MATERIAL SUPPLIED —
+++++
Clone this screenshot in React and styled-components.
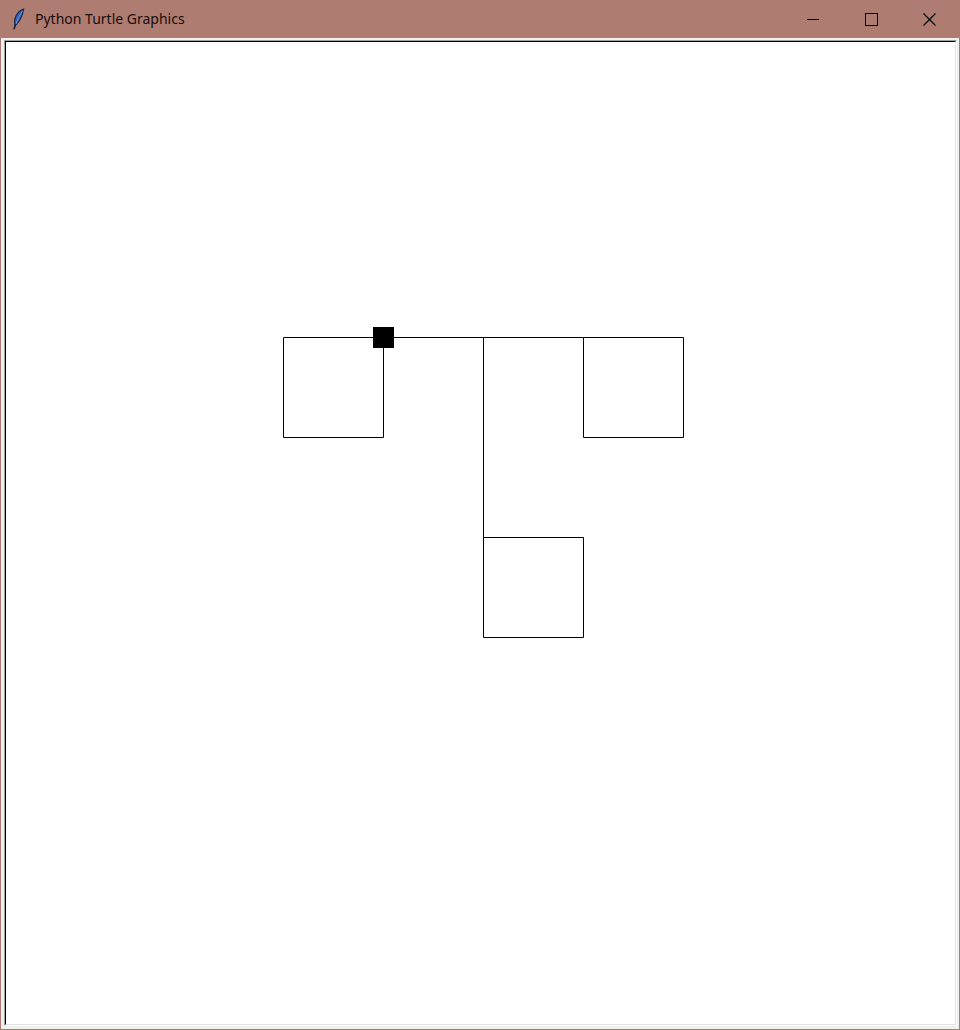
import React from "react";
import styled, { createGlobalStyle } from "styled-components";

const Global = createGlobalStyle`
  html, body { margin: 0; padding: 0; background: #ffffff; }
  #root { width: 960px; height: 1030px; }
`;

const Window = styled.div`
  width: 960px;
  height: 1030px;
  box-sizing: border-box;
  display: flex;
  flex-direction: column;
  background: #f0f0f0;
  border: 1px solid #af7c72;
  border-top: none;
`;

const TitleBar = styled.div`
  height: 38px;
  flex: none;
  margin: 0 -1px;
  background: #af7c72;
  display: flex;
  align-items: center;
`;

const AppIcon = styled.svg`
  width: 14px;
  height: 22px;
  margin-left: 11px;
  margin-right: 10px;
  margin-top: -1px;
  flex: none;
`;

const Title = styled.span`
  font-family: "Noto Sans", "DejaVu Sans", sans-serif;
  font-size: 14px;
  color: #1a0d0a;
  flex: 1;
  margin-top: -1px;
`;

const Controls = styled.div`
  display: flex;
  height: 100%;
  margin-right: 2px;
`;

const CtrlButton = styled.div`
  width: 58px;
  height: 100%;
  display: flex;
  align-items: center;
  justify-content: center;
`;

const Body = styled.div`
  flex: 1;
  display: flex;
  padding: 2px 2px 3px 3px;
  min-height: 0;
`;

const Canvas = styled.div`
  flex: 1;
  background: #ffffff;
  border-style: solid;
  border-width: 1px;
  border-color: #a0a0a0 #ffffff #ffffff #a0a0a0;
  position: relative;
  overflow: hidden;
`;

const CanvasInner = styled.div`
  position: absolute;
  inset: 0;
  border-style: solid;
  border-width: 1px;
  border-color: #000000 #e3e3e3 #e3e3e3 #000000;
`;

const Drawing = styled.svg`
  display: block;
  width: 100%;
  height: 100%;
`;

export default function App() {
  // page-pixel coordinates of the turtle drawing; canvas interior starts at (6,42)
  const squares = [
    [283, 337],
    [583, 337],
    [483, 537],
  ];
  return (
    <>
      <Global />
      <Window>
        <TitleBar>
          <AppIcon viewBox="0 0 14 22">
            <path
              d="M12.6 1 C8.6 2.4 5 6.6 3.9 11 C3.3 13.3 3.4 15.2 4 16.8 L5.6 16.5 C8.9 12.8 11.6 7.4 12.6 1 Z"
              fill="#2f5fb3"
              stroke="#17264a"
              strokeWidth="1.1"
            />
            <path d="M11.4 3.2 C8.6 7.2 6.4 11.6 4.9 16.2" stroke="#8fb0e6" strokeWidth="0.7" fill="none" />
            <path d="M4.5 16.4 L3.1 20.8" stroke="#141a28" strokeWidth="1.5" fill="none" strokeLinecap="round" />
          </AppIcon>
          <Title>Python Turtle Graphics</Title>
          <Controls>
            <CtrlButton>
              <svg width="12" height="12" viewBox="0 0 12 12">
                <path d="M0 6.5 H12" stroke="#000" strokeWidth="1" />
              </svg>
            </CtrlButton>
            <CtrlButton>
              <svg width="13" height="13" viewBox="0 0 13 13">
                <rect x="0.5" y="0.5" width="12" height="12" fill="none" stroke="#000" strokeWidth="1" />
              </svg>
            </CtrlButton>
            <CtrlButton>
              <svg width="13" height="13" viewBox="0 0 13 13">
                <path d="M0.5 0.5 L12.5 12.5 M12.5 0.5 L0.5 12.5" stroke="#000" strokeWidth="1.1" />
              </svg>
            </CtrlButton>
          </Controls>
        </TitleBar>
        <Body>
          <Canvas>
            <CanvasInner>
              <Drawing>
                <g transform="translate(-5.5,-41.5)" fill="none" stroke="#000" strokeWidth="1">
                  {squares.map(([x, y]) => (
                    <path key={`${x}-${y}`} d={`M${x} ${y} H${x + 100} V${y + 100} H${x} Z`} />
                  ))}
                  <path d="M383 337 H583" />
                  <path d="M483 337 V537" />
                </g>
                <rect x={373 - 6} y={327 - 42} width="21" height="21" fill="#000" />
              </Drawing>
            </CanvasInner>
          </Canvas>
        </Body>
      </Window>
    </>
  );
}
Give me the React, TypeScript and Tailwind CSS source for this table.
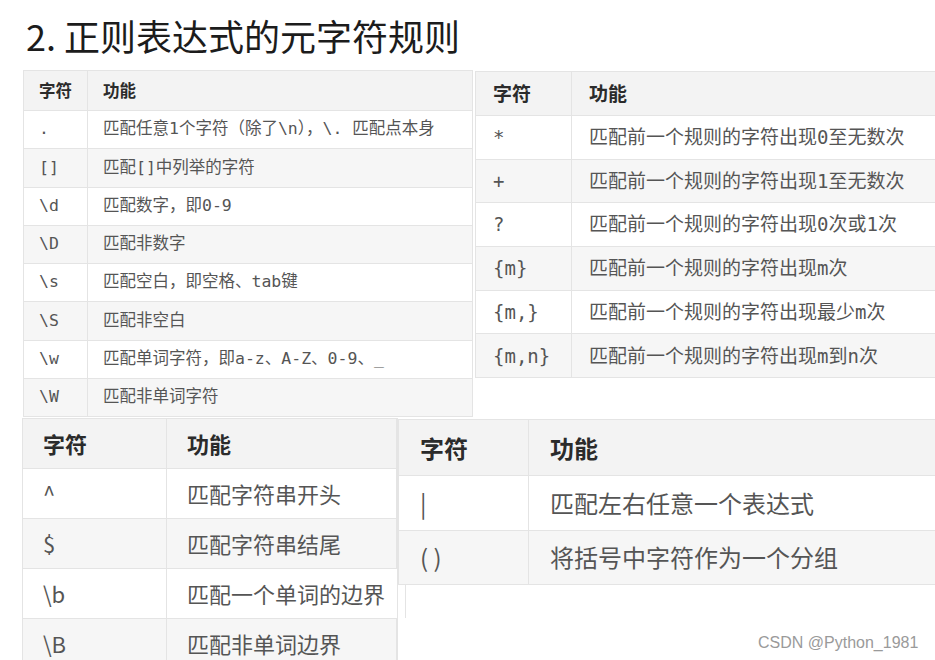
type Row = [string, string]

const basicRows: Row[] = [
  [".", "匹配任意1个字符（除了\\n），\\. 匹配点本身"],
  ["[]", "匹配[]中列举的字符"],
  ["\\d", "匹配数字，即0-9"],
  ["\\D", "匹配非数字"],
  ["\\s", "匹配空白，即空格、tab键"],
  ["\\S", "匹配非空白"],
  ["\\w", "匹配单词字符，即a-z、A-Z、0-9、_"],
  ["\\W", "匹配非单词字符"],
]

const countRows: Row[] = [
  ["*", "匹配前一个规则的字符出现0至无数次"],
  ["+", "匹配前一个规则的字符出现1至无数次"],
  ["?", "匹配前一个规则的字符出现0次或1次"],
  ["{m}", "匹配前一个规则的字符出现m次"],
  ["{m,}", "匹配前一个规则的字符出现最少m次"],
  ["{m,n}", "匹配前一个规则的字符出现m到n次"],
]

const anchorRows: Row[] = [
  ["^", "匹配字符串开头"],
  ["$", "匹配字符串结尾"],
  ["\\b", "匹配一个单词的边界"],
  ["\\B", "匹配非单词边界"],
]

const groupRows: Row[] = [
  ["|", "匹配左右任意一个表达式"],
  ["( )", "将括号中字符作为一个分组"],
]

const mono = "font-['DejaVu_Sans_Mono','Noto_Sans_CJK_SC',monospace]"
const sans = "font-['Noto_Sans_CJK_SC','Noto_Sans',sans-serif]"

function RuleTable(props: {
  rows: Row[]
  className: string
  headH: string
  rowH: string
  firstW: string
  size: string
  pad: string
  font: string
}) {
  const { rows, className, headH, rowH, firstW, size, pad, font } = props
  return (
    <div className={`border-l border-t border-[#e4e4e4] ${size} ${className}`}>
      <div className={`flex ${headH} bg-[#f3f3f3] border-b border-[#e4e4e4] font-bold text-[#2b2b2b] ${sans}`}>
        <div className={`${firstW} shrink-0 ${pad} flex items-center border-r border-[#e4e4e4]`}>字符</div>
        <div className={`flex-1 ${pad} flex items-center border-r border-[#e4e4e4]`}>功能</div>
      </div>
      {rows.map(([code, desc], i) => (
        <div
          key={code}
          className={`flex ${rowH} border-b border-[#e4e4e4] text-[#555] ${font} ${i % 2 ? "bg-[#f6f6f6]" : "bg-white"}`}
        >
          <div className={`${firstW} shrink-0 ${pad} flex items-center border-r border-[#e4e4e4] whitespace-pre`}>{code}</div>
          <div className={`flex-1 ${pad} flex items-center border-r border-[#e4e4e4] whitespace-pre`}>{desc}</div>
        </div>
      ))}
    </div>
  )
}

export default function App() {
  return (
    <div className="relative w-[935px] h-[660px] overflow-hidden bg-white">
      <div className={`h-[70px] flex items-center pl-[26px] text-[36px] text-[#1c1c1c] ${sans}`}>
        2. 正则表达式的元字符规则
      </div>

      <div className="flex h-[348px] items-start">
        <RuleTable
          rows={basicRows}
          className="ml-[23px] w-[450px] shrink-0"
          headH="h-[40px]"
          rowH="h-[38.25px]"
          firstW="w-[64px]"
          size="text-[16.5px]"
          pad="px-[15px]"
          font={mono}
        />
        <div className="ml-[2px] mt-[1px] w-[500px] shrink-0 h-[347px] bg-white">
          <RuleTable
            rows={countRows}
            className="w-[500px]"
            headH="h-[44px]"
            rowH="h-[43.7px]"
            firstW="w-[96px]"
            size="text-[19px]"
            pad="px-[17px]"
            font={mono}
          />
        </div>
      </div>

      <div className="flex items-start">
        <RuleTable
          rows={anchorRows}
          className="ml-[22px] w-[376px] shrink-0 border-r"
          headH="h-[50px]"
          rowH="h-[50px]"
          firstW="w-[144px]"
          size="text-[22px]"
          pad="px-[20px]"
          font={sans}
        />
        <RuleTable
          rows={groupRows}
          className="mt-[1px] w-[560px] shrink-0"
          headH="h-[56px]"
          rowH="h-[54.5px]"
          firstW="w-[130px]"
          size="text-[24px]"
          pad="px-[21px]"
          font={sans}
        />
      </div>

      <div className="absolute left-[752px] top-[630px] bg-white/90 px-[6px] py-[1px] text-[16px] text-[#9a9a9a] font-['Liberation_Sans',sans-serif]">
        CSDN @Python_1981
      </div>
    </div>
  )
}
+++++
WHAT TO PRODUCE — List the lines of the entries that include "this".

CORRECT RESPONSE —
Clone this screenshot in React and styled-components.
Give me the React, TypeScript and Tailwind CSS source for this table.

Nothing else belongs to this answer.